THE TASK:
In the listing below, find the line with "const Help = ()", then repeat exactly every line from the top through that one.

STORED DATA:
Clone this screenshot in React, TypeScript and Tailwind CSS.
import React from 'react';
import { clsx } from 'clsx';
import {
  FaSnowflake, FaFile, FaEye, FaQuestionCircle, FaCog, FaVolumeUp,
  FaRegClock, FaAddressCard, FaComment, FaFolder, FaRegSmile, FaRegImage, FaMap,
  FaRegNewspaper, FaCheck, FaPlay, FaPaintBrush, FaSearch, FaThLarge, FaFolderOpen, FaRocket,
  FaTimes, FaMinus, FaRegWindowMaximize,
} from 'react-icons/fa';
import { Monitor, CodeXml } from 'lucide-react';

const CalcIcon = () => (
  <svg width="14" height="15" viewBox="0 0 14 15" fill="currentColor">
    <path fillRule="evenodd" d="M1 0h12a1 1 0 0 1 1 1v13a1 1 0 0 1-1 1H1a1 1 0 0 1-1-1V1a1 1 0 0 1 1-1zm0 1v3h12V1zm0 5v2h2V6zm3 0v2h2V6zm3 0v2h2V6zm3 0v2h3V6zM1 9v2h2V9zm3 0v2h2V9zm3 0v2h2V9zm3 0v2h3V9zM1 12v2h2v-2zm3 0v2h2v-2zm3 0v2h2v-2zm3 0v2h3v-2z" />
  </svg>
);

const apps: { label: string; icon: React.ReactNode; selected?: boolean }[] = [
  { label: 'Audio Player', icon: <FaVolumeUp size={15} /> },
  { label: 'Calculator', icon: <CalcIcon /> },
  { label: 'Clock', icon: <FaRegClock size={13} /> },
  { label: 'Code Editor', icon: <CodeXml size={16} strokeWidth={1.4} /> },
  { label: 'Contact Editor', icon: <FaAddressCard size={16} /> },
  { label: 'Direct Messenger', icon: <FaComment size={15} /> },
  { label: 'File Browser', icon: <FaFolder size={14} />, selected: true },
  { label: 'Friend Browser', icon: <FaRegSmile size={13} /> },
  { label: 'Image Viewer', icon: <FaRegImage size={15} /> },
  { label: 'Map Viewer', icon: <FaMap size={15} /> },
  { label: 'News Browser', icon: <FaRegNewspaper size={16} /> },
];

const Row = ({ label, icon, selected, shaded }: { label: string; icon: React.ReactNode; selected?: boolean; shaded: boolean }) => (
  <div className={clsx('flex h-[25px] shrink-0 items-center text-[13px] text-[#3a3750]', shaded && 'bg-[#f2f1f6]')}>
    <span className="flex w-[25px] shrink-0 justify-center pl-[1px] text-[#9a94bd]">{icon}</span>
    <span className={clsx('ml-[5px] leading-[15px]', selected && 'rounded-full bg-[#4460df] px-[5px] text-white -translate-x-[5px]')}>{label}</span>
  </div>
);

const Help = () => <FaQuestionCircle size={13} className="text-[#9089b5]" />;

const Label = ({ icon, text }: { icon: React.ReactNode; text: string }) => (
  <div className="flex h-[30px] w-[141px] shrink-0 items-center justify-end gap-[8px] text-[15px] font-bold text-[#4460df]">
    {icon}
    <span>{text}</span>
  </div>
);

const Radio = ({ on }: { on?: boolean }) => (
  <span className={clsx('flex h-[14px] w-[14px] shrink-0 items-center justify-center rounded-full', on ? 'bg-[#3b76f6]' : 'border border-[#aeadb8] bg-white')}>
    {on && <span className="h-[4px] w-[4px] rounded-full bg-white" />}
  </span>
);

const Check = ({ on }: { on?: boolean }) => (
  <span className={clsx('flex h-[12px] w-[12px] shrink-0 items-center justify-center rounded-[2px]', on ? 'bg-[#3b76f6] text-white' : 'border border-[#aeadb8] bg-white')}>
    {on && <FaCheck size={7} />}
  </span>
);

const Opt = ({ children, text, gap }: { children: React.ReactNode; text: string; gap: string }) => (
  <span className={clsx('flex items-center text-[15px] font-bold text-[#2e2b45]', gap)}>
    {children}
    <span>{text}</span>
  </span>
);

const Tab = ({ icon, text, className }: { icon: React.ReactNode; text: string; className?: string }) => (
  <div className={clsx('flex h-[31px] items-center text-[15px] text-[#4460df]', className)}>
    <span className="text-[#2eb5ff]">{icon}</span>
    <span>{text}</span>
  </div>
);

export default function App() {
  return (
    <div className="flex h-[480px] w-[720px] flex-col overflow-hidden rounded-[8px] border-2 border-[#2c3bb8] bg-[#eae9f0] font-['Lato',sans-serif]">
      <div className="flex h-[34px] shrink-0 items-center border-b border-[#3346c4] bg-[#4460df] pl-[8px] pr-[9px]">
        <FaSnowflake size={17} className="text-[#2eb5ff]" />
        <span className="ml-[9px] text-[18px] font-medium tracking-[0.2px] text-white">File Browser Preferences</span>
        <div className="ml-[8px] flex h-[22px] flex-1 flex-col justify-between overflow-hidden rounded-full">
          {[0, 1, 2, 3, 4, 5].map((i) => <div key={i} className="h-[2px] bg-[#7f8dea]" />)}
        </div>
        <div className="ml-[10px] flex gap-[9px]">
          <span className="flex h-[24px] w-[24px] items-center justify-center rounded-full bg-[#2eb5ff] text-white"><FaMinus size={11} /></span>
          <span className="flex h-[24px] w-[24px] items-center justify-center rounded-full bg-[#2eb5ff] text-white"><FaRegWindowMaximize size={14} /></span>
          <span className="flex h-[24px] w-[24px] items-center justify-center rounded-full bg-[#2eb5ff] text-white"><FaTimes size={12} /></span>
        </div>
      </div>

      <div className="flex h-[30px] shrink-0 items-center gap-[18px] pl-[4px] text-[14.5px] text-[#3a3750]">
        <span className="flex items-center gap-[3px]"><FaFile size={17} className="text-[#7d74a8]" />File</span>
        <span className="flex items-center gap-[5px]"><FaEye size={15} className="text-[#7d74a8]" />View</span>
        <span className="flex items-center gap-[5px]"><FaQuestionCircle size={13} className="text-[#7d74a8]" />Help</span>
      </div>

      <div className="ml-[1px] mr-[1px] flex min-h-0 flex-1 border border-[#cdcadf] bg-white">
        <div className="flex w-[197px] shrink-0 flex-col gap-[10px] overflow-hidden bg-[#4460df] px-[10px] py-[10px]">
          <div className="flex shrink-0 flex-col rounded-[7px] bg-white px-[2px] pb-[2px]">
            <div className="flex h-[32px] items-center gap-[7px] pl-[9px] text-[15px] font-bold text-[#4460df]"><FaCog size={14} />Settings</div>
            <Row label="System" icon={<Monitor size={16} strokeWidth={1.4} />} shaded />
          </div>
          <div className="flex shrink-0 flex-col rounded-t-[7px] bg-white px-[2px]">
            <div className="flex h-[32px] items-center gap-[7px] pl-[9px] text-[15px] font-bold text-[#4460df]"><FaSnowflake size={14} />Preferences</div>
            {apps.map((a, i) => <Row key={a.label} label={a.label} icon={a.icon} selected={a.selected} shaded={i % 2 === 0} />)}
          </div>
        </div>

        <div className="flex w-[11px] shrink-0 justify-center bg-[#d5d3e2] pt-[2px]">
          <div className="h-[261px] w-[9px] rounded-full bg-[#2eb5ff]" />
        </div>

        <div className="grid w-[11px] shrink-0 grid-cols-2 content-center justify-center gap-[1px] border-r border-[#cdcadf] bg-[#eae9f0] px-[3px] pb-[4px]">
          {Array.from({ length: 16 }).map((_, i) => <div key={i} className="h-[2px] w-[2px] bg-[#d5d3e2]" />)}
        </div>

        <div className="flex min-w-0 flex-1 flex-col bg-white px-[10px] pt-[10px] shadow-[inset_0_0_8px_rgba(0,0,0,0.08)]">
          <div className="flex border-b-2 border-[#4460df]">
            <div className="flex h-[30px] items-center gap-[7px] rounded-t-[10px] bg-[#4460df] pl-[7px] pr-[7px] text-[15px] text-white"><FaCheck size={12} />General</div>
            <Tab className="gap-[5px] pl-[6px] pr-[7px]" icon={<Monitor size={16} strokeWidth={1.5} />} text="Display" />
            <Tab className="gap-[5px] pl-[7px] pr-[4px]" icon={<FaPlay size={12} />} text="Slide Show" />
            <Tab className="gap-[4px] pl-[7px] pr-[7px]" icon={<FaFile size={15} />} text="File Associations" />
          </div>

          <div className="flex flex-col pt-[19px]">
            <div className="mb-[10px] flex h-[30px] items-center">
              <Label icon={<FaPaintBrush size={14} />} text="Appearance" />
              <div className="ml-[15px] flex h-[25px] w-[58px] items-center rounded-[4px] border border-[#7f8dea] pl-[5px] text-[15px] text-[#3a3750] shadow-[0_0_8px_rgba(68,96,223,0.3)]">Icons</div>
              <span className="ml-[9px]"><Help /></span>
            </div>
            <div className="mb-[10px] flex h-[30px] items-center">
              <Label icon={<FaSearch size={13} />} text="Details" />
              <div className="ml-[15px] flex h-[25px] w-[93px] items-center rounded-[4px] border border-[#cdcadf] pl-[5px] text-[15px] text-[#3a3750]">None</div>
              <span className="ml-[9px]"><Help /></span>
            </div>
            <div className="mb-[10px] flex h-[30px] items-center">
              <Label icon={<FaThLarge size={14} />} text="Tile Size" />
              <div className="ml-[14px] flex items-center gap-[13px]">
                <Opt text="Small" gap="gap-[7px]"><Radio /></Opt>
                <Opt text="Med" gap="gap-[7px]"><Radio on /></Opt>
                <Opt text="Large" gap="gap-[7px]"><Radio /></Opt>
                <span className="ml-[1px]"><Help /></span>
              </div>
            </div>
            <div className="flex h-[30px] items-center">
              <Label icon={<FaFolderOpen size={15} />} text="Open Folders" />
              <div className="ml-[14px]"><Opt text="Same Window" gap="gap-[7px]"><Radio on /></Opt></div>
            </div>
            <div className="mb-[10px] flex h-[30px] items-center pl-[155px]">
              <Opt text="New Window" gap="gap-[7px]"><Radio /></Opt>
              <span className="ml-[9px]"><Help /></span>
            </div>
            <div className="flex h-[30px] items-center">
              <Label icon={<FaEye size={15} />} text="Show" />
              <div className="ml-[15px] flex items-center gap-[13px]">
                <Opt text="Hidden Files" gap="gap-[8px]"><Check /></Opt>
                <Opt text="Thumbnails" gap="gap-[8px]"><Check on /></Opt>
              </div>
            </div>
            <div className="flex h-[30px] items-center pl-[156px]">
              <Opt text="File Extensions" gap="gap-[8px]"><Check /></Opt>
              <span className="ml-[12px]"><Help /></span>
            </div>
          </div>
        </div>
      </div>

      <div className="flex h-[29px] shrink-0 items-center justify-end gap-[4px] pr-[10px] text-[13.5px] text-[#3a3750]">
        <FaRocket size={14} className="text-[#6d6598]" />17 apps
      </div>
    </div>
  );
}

ANSWER TO THE TASK:
Clone this screenshot in React, TypeScript and Tailwind CSS.
import React from 'react';
import { clsx } from 'clsx';
import {
  FaSnowflake, FaFile, FaEye, FaQuestionCircle, FaCog, FaVolumeUp,
  FaRegClock, FaAddressCard, FaComment, FaFolder, FaRegSmile, FaRegImage, FaMap,
  FaRegNewspaper, FaCheck, FaPlay, FaPaintBrush, FaSearch, FaThLarge, FaFolderOpen, FaRocket,
  FaTimes, FaMinus, FaRegWindowMaximize,
} from 'react-icons/fa';
import { Monitor, CodeXml } from 'lucide-react';

const CalcIcon = () => (
  <svg width="14" height="15" viewBox="0 0 14 15" fill="currentColor">
    <path fillRule="evenodd" d="M1 0h12a1 1 0 0 1 1 1v13a1 1 0 0 1-1 1H1a1 1 0 0 1-1-1V1a1 1 0 0 1 1-1zm0 1v3h12V1zm0 5v2h2V6zm3 0v2h2V6zm3 0v2h2V6zm3 0v2h3V6zM1 9v2h2V9zm3 0v2h2V9zm3 0v2h2V9zm3 0v2h3V9zM1 12v2h2v-2zm3 0v2h2v-2zm3 0v2h2v-2zm3 0v2h3v-2z" />
  </svg>
);

const apps: { label: string; icon: React.ReactNode; selected?: boolean }[] = [
  { label: 'Audio Player', icon: <FaVolumeUp size={15} /> },
  { label: 'Calculator', icon: <CalcIcon /> },
  { label: 'Clock', icon: <FaRegClock size={13} /> },
  { label: 'Code Editor', icon: <CodeXml size={16} strokeWidth={1.4} /> },
  { label: 'Contact Editor', icon: <FaAddressCard size={16} /> },
  { label: 'Direct Messenger', icon: <FaComment size={15} /> },
  { label: 'File Browser', icon: <FaFolder size={14} />, selected: true },
  { label: 'Friend Browser', icon: <FaRegSmile size={13} /> },
  { label: 'Image Viewer', icon: <FaRegImage size={15} /> },
  { label: 'Map Viewer', icon: <FaMap size={15} /> },
  { label: 'News Browser', icon: <FaRegNewspaper size={16} /> },
];

const Row = ({ label, icon, selected, shaded }: { label: string; icon: React.ReactNode; selected?: boolean; shaded: boolean }) => (
  <div className={clsx('flex h-[25px] shrink-0 items-center text-[13px] text-[#3a3750]', shaded && 'bg-[#f2f1f6]')}>
    <span className="flex w-[25px] shrink-0 justify-center pl-[1px] text-[#9a94bd]">{icon}</span>
    <span className={clsx('ml-[5px] leading-[15px]', selected && 'rounded-full bg-[#4460df] px-[5px] text-white -translate-x-[5px]')}>{label}</span>
  </div>
);

const Help = () => <FaQuestionCircle size={13} className="text-[#9089b5]" />;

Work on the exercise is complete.